This Round Table assessed contemporary global dynamics that impact and impose challenges upon the state and its capacities to design and implement policy. Many accounts of globalization present a `strong' globalization thesis emphasizing the inevitable nature of globalization, the external constraints imposed on governments by global markets and inter-governmental organizations and the limitations placed on international and domestic politics and public policies. A less `defeatist' and more proactive way of considering the relationship between globalization and policy making is to consider, first, how states and other interests act domestically and outwardly through their own `multi-tiered', `multi-sphere' policy strategies to shape the pace, course, timing and effects of globalization; and second, the innovative policy tools, practices and institutions that have been embraced and which reconfigure both the structure and capacities of the state, and its relationships with other global and regional policy actors.
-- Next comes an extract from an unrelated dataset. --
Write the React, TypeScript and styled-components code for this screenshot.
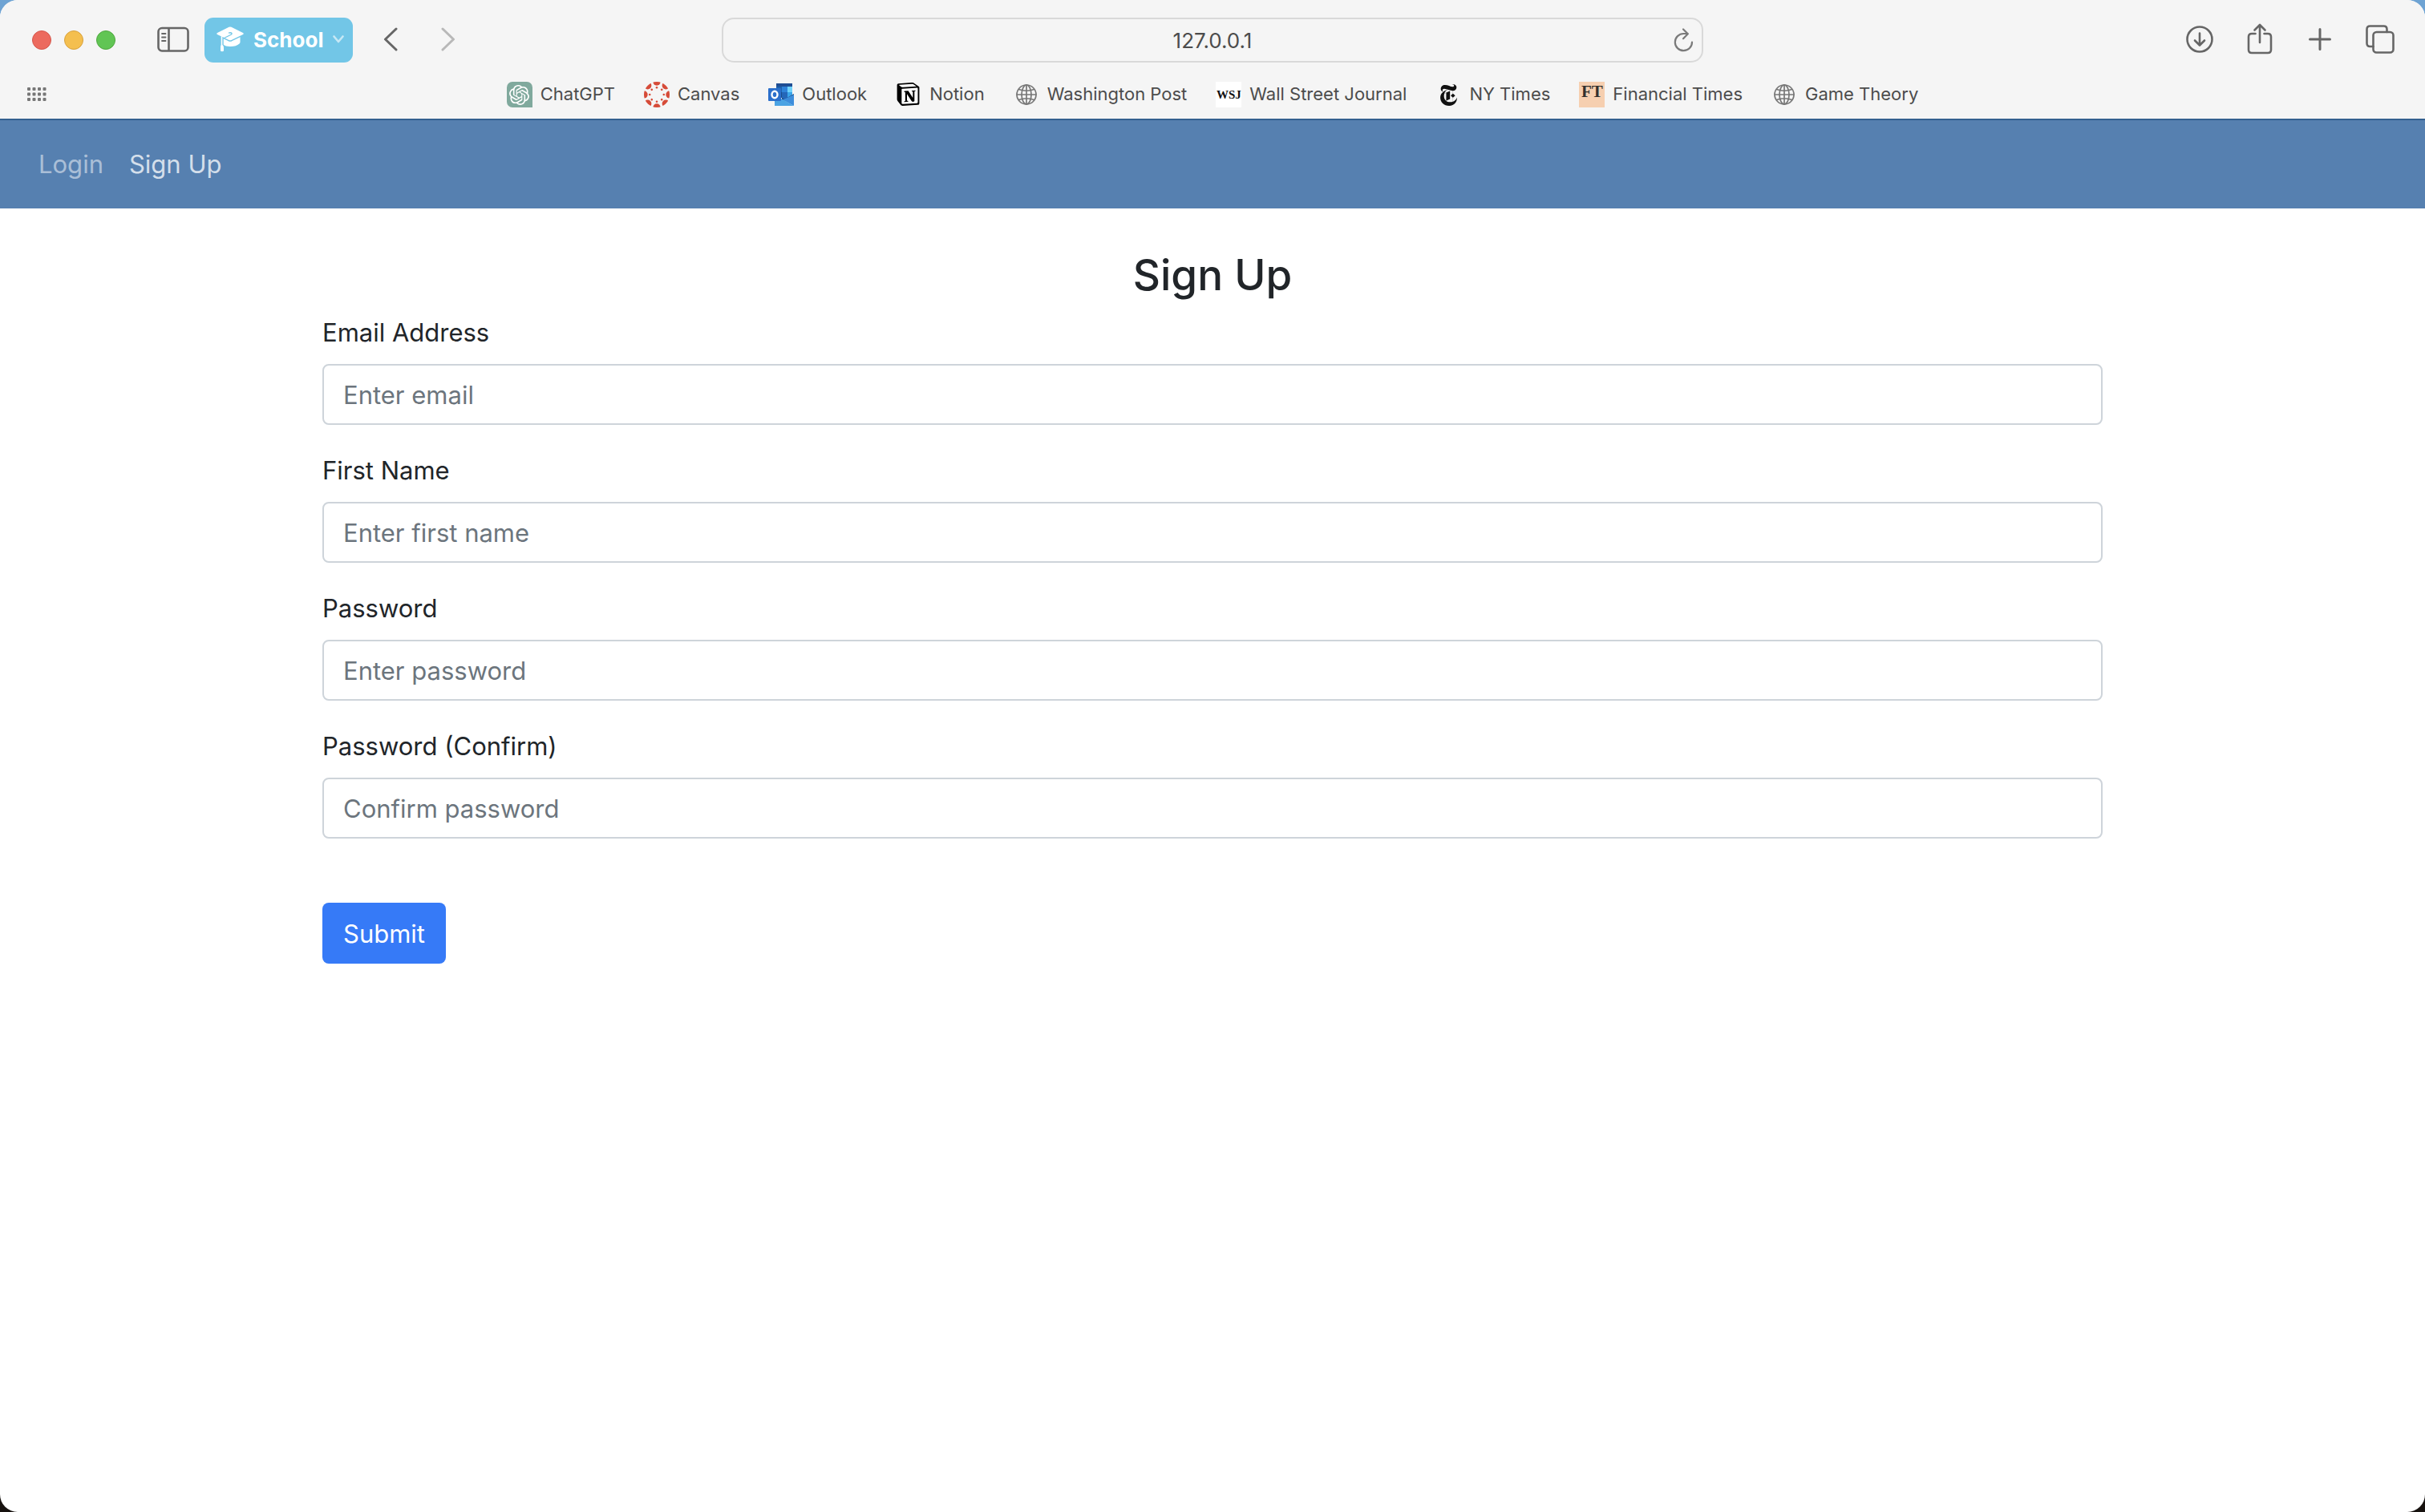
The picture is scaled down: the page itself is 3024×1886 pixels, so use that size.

This panel invited discussion of the range of actions taken by states in a number of spheres (national and transnational; political, social and economic) to regulate, transfigure or resist globalizing strategies. In seeking to learn about and adapt to a range of complex changes in cultural, institutional and market structures, state actors at the national level are attempting to reinvent the state and deploy new and traditional policy tools in a wider world context. Accordingly, globalisation does not lead to a simple decline of the state but may be seen to necessitate the expansion of de facto state intervention and regulation in the name of competitiveness or protection of national communities.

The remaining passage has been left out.